Ukrtatnafta
- Type: Private
- Industry: refining
- Founded: 1995
- Headquarters: Kremenchuk, Ukraine
- Key people: Serhiy Glushko (CEO)
- Revenue: US$1.3 billion
- Number of employees: 4,000
- Website: http://www.ukrtatnafta.com/

= Ukrtatnafta =

Ukrainian oil refining company

Ukrtatnafta is a Ukrainian oil refining company based in Kremenchuk and founded in 1994. It is one of the largest producers of oil products in the country. The company operates the largest oil refinery in the country with a capacity of 368500 oilbbl/d and several petrol stations. Ukrainian state-owned energy company Naftohaz Ukrainy owns 43.1% of shares, Tatneft owns 8.6% and the government of Tatarstan owns 28.8%.

==Controversy==
Russian oil company Tatneft has an ongoing dispute with the government of Ukraine over control of Ukrtatnafta. 18% of the shares were transferred to two offshore companies allied with Tatneft, a transaction which was not recognized by Ukrainian authorities. According to the court decision, these share were handed over to Naftogaz and in October 2007, there was a management change, which is not recognized by Tatneft. In March, Tatneft filed international arbitration against Ukraine.

In Autumn 2022, whilst under the control of Ihor Kolomoiskyi, Ukrtatnafta refused to pay ₴3.2 billion in taxes.

== 2022 Nationalisation ==
On November 6, 2022, the government headed by President Volodymyr Zelenskiy used martial law to seize control of the company. “Such steps, which are necessary for our country in conditions of war, are carried out in accordance with current laws and will help meet the urgent needs of our defense sector.” The government of Ukraine also took control of engine maker Motor Sich, energy company Ukrnafta, vehicle maker KrAZ and transformer maker Zaporozhtransformator at the same time.

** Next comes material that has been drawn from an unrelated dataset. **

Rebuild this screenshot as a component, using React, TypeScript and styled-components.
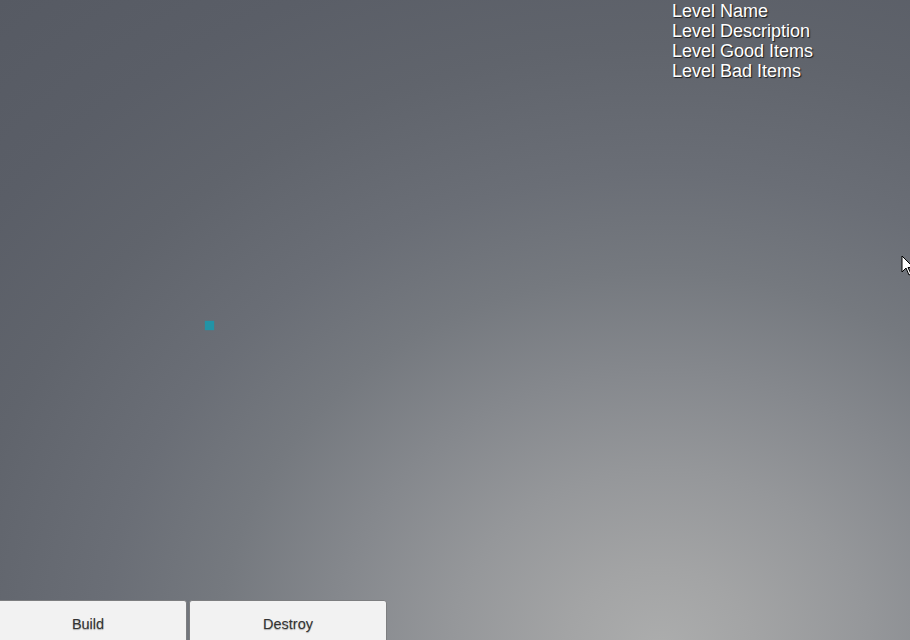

Ihor Kolomoiskyi and Gennadiy Bogolyubov owned 60% of the shares in Ukrtatnafta. These shares will be transferred to a special depository account managed by the Ministry of Defense of Ukraine.

== Suspected criminal activity ==
On 1 February 2023 the Economic Security Bureau of Ukraine announced that it had exposed an alleged $1 billion embezzlement scheme affecting Ukrtatnafta and Ukrnafta. The misappropriated ₴40 billion is claimed to involve the former management of Ukrnafta and Ukrtatnafta. The illegal schemes involved tax evasion and money laundering.

Charges have been made against the senior management and former chief accountant in relation to non-payment of excise tax on sales of fuel, amounting to ₴605 million. Ukrtatnafta has subsequently paid the ₴605 million taxation.

In May 2023 an additional accusation was made against the former acting first deputy Chairman of the Board of Ukrtatnafta (2019-2022), Ruslan Lyapko, relating to the removal of 72,000 tons of crude oil from customs sheds to a refinery where it was processed and sold for around ₴2 billion without the actions being reflected in accounting and tax records. Ruslan Lyapko is currently in custody.

In June, details of a further alleged fraud were revealed. On 24 February 2022, the date of the invasion, ₴600 million, designated to be paid by Ukrtatnafta to a supplier was paid, by using a false change of bank details on a clone contract, to a company owned by Mykhailo Kiperman, a former member of Ukrtatnafta's supervisory board and reportedly a business partner of Ihor Kolomoyskyi.